I don't have too much of a problem with it being +3. Might be a little better if its power took effect on the second hit, not the first (unless the first was against a creature it was already attuned to).
 

i am trying to incorporate this weapon into my campaign with this ability, but i think it is a little powerful, so i am tweaking it to wear the first hit is negated damage-wise, and that hit is "adapting" to the DR (unless of course the creature have no DR). then the second hit would work as normal, bypassing the DR. it would work as normal for following rounds provided that the PC hit only a creature with that specific DR, if they switched to a different creature with different DR, then the process would repeat itself.
what do you think?
 

Ogrork the Mighty said:
I don't have too much of a problem with it being +3. Might be a little better if its power took effect on the second hit, not the first (unless the first was against a creature it was already attuned to).
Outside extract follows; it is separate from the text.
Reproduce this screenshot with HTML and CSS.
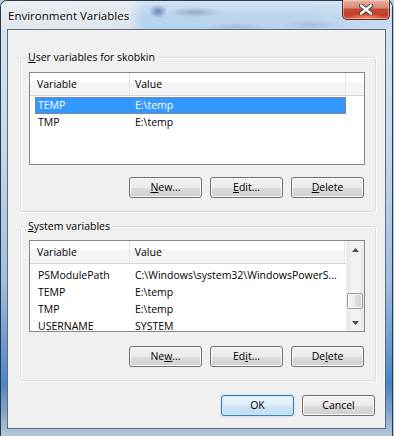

Based on the description, that sseems to be the case - it attunes itself after the first hit and remains attuned until 1d4 minutes after the last. I really don't see a problem with it.
 

So I could get this or just a normal extra +3 or I could get vicious and vampiric on a weapon? I think I would go with either of the last two options before shadow striking. If the dungeon master allows multiple instances of the same weapon ability on a weapon then I would also rather get three psychokinetic over shadow striking.
 

Drowbane said:
3.0's "sure-striking" (sword & fist?) property had an equivilent ability as a +1.
It struck as a +5 weapon for matters of DR... which cut through anything except Epic or /-.

There is a revised version in Player's Guide to Faerun (a 3.5 book, iirc). It's still +1 and adapts DR according to alignment. So all x/good, x/law, x/chaos and x/evil is overcome by it. Still very handy and for it's price way better than the shadow striking ability.
 

I read it as being effective right from the first hit. Otherwise, ammunition would not benefit from this property.